One friend who I kept in contact with was named Lisa. A Bostonian lawyer who had taken a few years off to climb the Seven Summits. Over the next couple of years we spoke of her adventures and she spurred me along with her charisma and encouragement.

Lisa and I on our first Mont Blanc attempt, this is as high as we made it. Only 1000 vertical meters from the top! We knew we couldn’t go on further

Once again I knew I would never do them all due to time, effort and cost but thought I may as well aim for some of the lower ones as I needed something to climb next.

The Seven

The Seven Summits in ascending order of altitude (but not ascending in difficulty!) are:

Australasia — Mt Kosciuszko: 2228m (7,310 ft) or Puncak Jaya (Carstenz Pyramid): 4884m (16,024ft).

This hotly disputed topic depends on your interpretation of the word ‘Continent’ (there is no correct definition).
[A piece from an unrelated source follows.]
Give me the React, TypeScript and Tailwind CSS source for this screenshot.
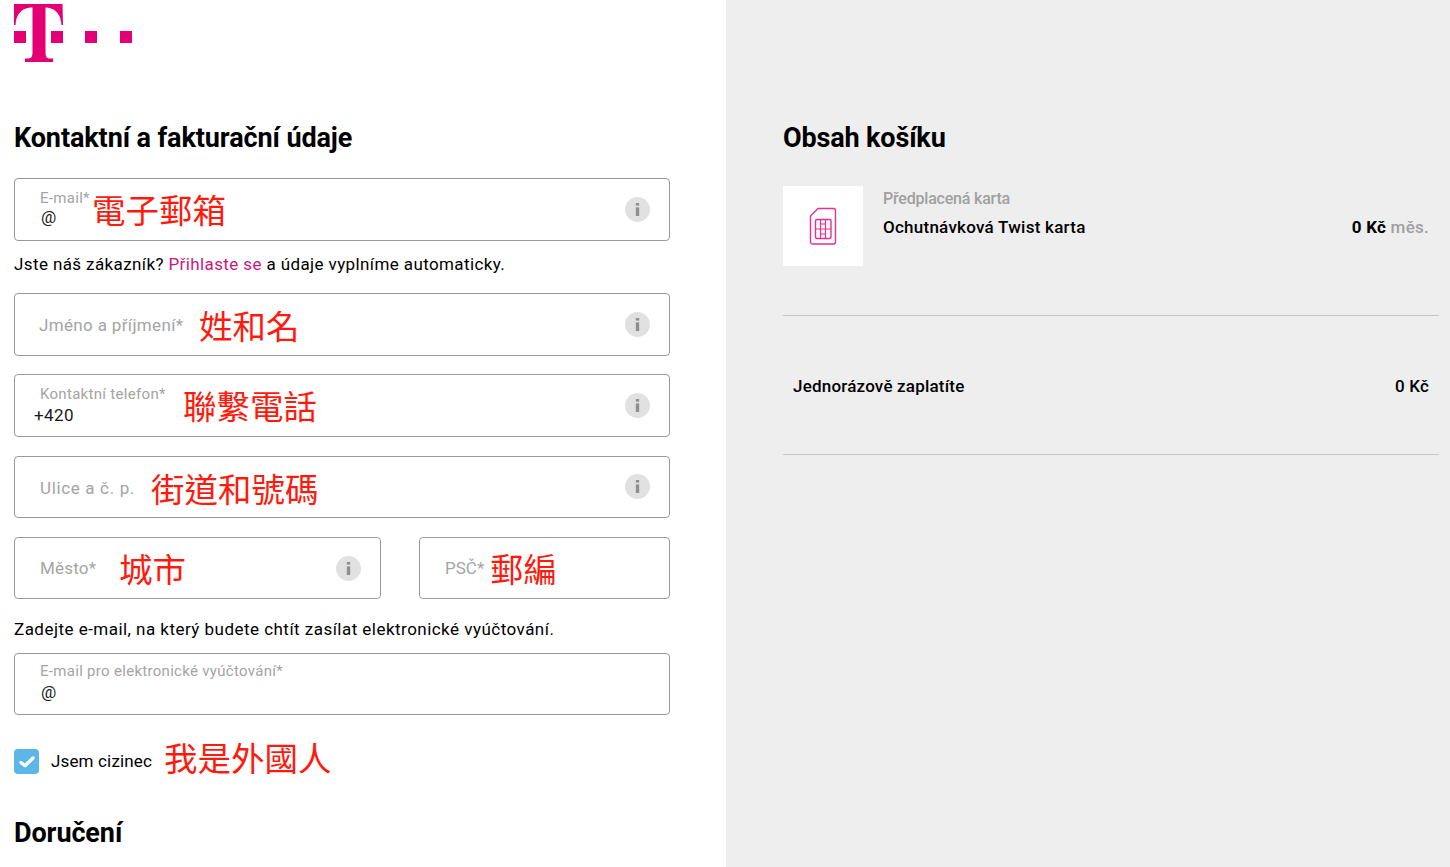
import React from 'react';

const Info = () => (
  <div className="w-[25px] h-[25px] rounded-full bg-[#e1e1e1] flex items-center justify-center shrink-0">
    <svg width="5" height="13" viewBox="0 0 5 13" fill="#8f8f8f">
      <rect x="0.8" y="0" width="3.4" height="2.6" />
      <rect x="0.8" y="4.4" width="3.4" height="8.6" />
    </svg>
  </div>
);

const Logo = () => (
  <svg width="119" height="58" viewBox="0 0 119 58" fill="#e20074" className="block">
    <path d="M0 0H48.5L49 21H47.5C47 11 42 4.5 33 3.5H31.5V48C31.5 52.5 32.5 54.5 36 54.5H39V58H11V54.5H14C17.5 54.5 18.5 52.5 18.5 48V3.5H16C7 4.5 2 11 1.5 21H0Z" />
    <rect x="0" y="27" width="12" height="12" />
    <rect x="37" y="27" width="12" height="12" />
    <rect x="71" y="27" width="12" height="12" />
    <rect x="106" y="27" width="12" height="12" />
  </svg>
);

const Sim = () => (
  <svg width="28" height="38" viewBox="0 0 28 38" fill="none" stroke="#ec2d8f" strokeWidth="1.4" strokeLinejoin="round">
    <path d="M9 1.5H24.5C25.5 1.5 26.5 2.5 26.5 3.5V35C26.5 36 25.5 37 24.5 37H3.5C2.5 37 1.5 36 1.5 35V9Z" />
    <rect x="6.5" y="12.5" width="15.5" height="19" rx="1.5" />
    <path d="M6.5 22H22M11.5 12.5V22M16.5 12.5V22M11.5 17H16.5M11.5 22V31.5M16.5 22V31.5M11.5 27H16.5" strokeWidth="1.2" />
  </svg>
);

type FieldProps = {
  label: string;
  value?: string;
  valueClass?: string;
  cn: string;
  labelClass?: string;
  info?: boolean;
  infoClass?: string;
  zh?: string;
  zhClass?: string;
};

const Field = ({ label, value, valueClass, cn, labelClass, info = true, infoClass, zh, zhClass }: FieldProps) => (
  <div className={`relative border border-[#999] rounded-[4px] ${cn}`}>
    {value ? (
      <>
        <div className={`absolute left-[25px] text-[15px] leading-5 tracking-[0.3px] text-[#a4a4a4] whitespace-nowrap ${labelClass ?? 'top-[9px]'}`}>{label}</div>
        <div className={`absolute text-[17px] leading-5 text-[#1a1a1a] ${valueClass ?? 'left-[26px] top-[28px]'}`}>{value}</div>
      </>
    ) : (
      <div className={`absolute text-[17px] leading-5 text-[#a4a4a4] whitespace-nowrap ${labelClass ?? 'left-[25px] top-[20px] tracking-[0.2px]'}`}>{label}</div>
    )}
    {zh && (
      <span className={`absolute text-[33.5px] leading-10 text-[#ff1a0e] whitespace-nowrap ${zhClass ?? ''}`}>{zh}</span>
    )}
    {info && (
      <div className={`absolute right-[19px] ${infoClass ?? 'top-[18px]'}`}>
        <Info />
      </div>
    )}
  </div>
);

export default function App() {
  return (
    <div className="flex h-[867px] overflow-hidden font-['Roboto','Noto_Sans_CJK_TC',sans-serif] text-black">
      <div className="w-[726px] shrink-0 pl-[14px] pt-[4px] bg-white">
        <Logo />
        <h1 className="mt-[57px] text-[27px] leading-[38px] font-bold tracking-[-0.1px]">Kontaktní a fakturační údaje</h1>

        <div className="w-[656px] mt-[21px]">
          <Field
            cn="h-[63px]"
            label="E-mail*"
            value="@"
            zh="電子郵箱"
            zhClass="left-[77px] top-[13px]"
          />
          <p className="mt-[13px] text-[17px] leading-5 tracking-[0.39px]">
            Jste náš zákazník? <span className="text-[#c9177e]">Přihlaste se</span> a údaje vyplníme automaticky.
          </p>
          <Field
            cn="h-[63px] mt-[19px]"
            label="Jméno a příjmení*"
            labelClass="left-[24px] top-[21px] tracking-[0.35px]"
            zh="姓和名"
            zhClass="left-[184px] top-[14px]"
          />
          <Field
            cn="h-[63px] mt-[18px]"
            label="Kontaktní telefon*"
            value="+420"
            valueClass="left-[19px] top-[30px] tracking-[0.4px]"
            zh="聯繫電話"
            zhClass="left-[168px] top-[13px]"
          />
          <Field
            cn="h-[62px] mt-[19px]"
            label="Ulice a č. p."
            labelClass="left-[25px] top-[21px] tracking-[0.65px]"
            infoClass="top-[17px]"
            zh="街道和號碼"
            zhClass="left-[136px] top-[14px]"
          />
          <div className="flex justify-between mt-[19px]">
            <Field
              cn="w-[367px] h-[62px]"
              label="Město*"
              zh="城市"
              zhClass="left-[104px] top-[13px]"
            />
            <Field
              cn="w-[251px] h-[62px]"
              label="PSČ*"
              labelClass="left-[25px] top-[20px]"
              info={false}
              zh="郵編"
              zhClass="left-[70px] top-[13px]"
            />
          </div>
          <p className="mt-[20px] text-[17px] leading-5 tracking-[0.47px]">
            Zadejte e-mail, na který budete chtít zasílat elektronické vyúčtování.
          </p>
          <Field
            cn="h-[62px] mt-[14px]"
            label="E-mail pro elektronické vyúčtování*"
            labelClass="top-[7px]"
            value="@"
            info={false}
          />

          <div className="relative flex items-center gap-[12px] mt-[34px] h-[25px]">
            <div className="w-[25px] h-[25px] rounded-[4px] bg-[#5cb7e6] flex items-center justify-center">
              <svg width="16" height="12" viewBox="0 0 16 12" fill="none" stroke="#fff" strokeWidth="3.4" strokeLinecap="round" strokeLinejoin="round">
                <path d="M2 6.5L6 9.8L14 2" />
              </svg>
            </div>
            <span className="text-[17px] tracking-[0.15px]">Jsem cizinec</span>
            <span className="absolute left-[150px] top-[-9px] text-[33.5px] leading-10 text-[#ff1a0e] whitespace-nowrap">我是外國人</span>
          </div>
        </div>

        <h2 className="mt-[40px] text-[27px] leading-[38px] font-bold tracking-[-0.1px]">Doručení</h2>
      </div>

      <div className="flex-1 bg-[#eeeeee] pl-[57px] pr-[11px] pt-[119px]">
        <h2 className="text-[27px] leading-[38px] font-bold tracking-[-0.15px]">Obsah košíku</h2>
        <div className="flex mt-[29px] h-[80px]">
          <div className="w-[80px] h-[80px] bg-white flex items-center justify-center shrink-0">
            <Sim />
          </div>
          <div className="flex-1 pl-[20px] pr-[10px] pt-[3px]">
            <div className="text-[16px] leading-5 tracking-[-0.2px] font-medium text-[#a0a0a0]">Předplacená karta</div>
            <div className="flex justify-between mt-[8px] text-[17px] leading-5 font-medium tracking-[0.25px]">
              <span>Ochutnávková Twist karta</span>
              <span className="font-bold">
                0 Kč <span className="text-[#a0a0a0] font-medium">měs.</span>
              </span>
            </div>
          </div>
        </div>
        <div className="mt-[49px] border-t border-[#c6c6c6]" />
        <div className="flex justify-between pl-[10px] pr-[10px] mt-[60px] text-[17px] leading-5 font-medium tracking-[0.2px]">
          <span>Jednorázově zaplatíte</span>
          <span>0 Kč</span>
        </div>
        <div className="mt-[58px] border-t border-[#c6c6c6]" />
      </div>
    </div>
  );
}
A lot of people choose Carstenz Pyramid as Kosiuszko is not really much of a challenge and Carstenz is ‘close enough’ to the Australasian continent. I tend to agree.

Antarctica — Mt Vinson: 4892m (16,050 ft)

Europe (Russia) — Mt Elbrus: 5642m (18,510 ft)

Africa (Tanzania) — Mt Kilimanjaro: 5895m (19,341 ft)

North America (Alaska, USA) — Mt McKinley (Denali): 6194m (20,237 ft)

South America (Argentina) — Cerro Aconcagua: 6962m (22,841 ft)

Asia (Nepal) — Mt Everest: 8848m (29,029 ft)

False start

In 2009 Lisa mentioned she was going to climb Elbrus. I decided to tag along. I paid my fees, bought insurance, organised my equipment and a week before departure sprained my ankle whilst training for the peak. I cancelled my trip (got my money back thanks to the insurance) and Lisa had to go without me. She went on to complete the Seven Summits over the next couple of years. The girl was on a mission, nothing would slow her down!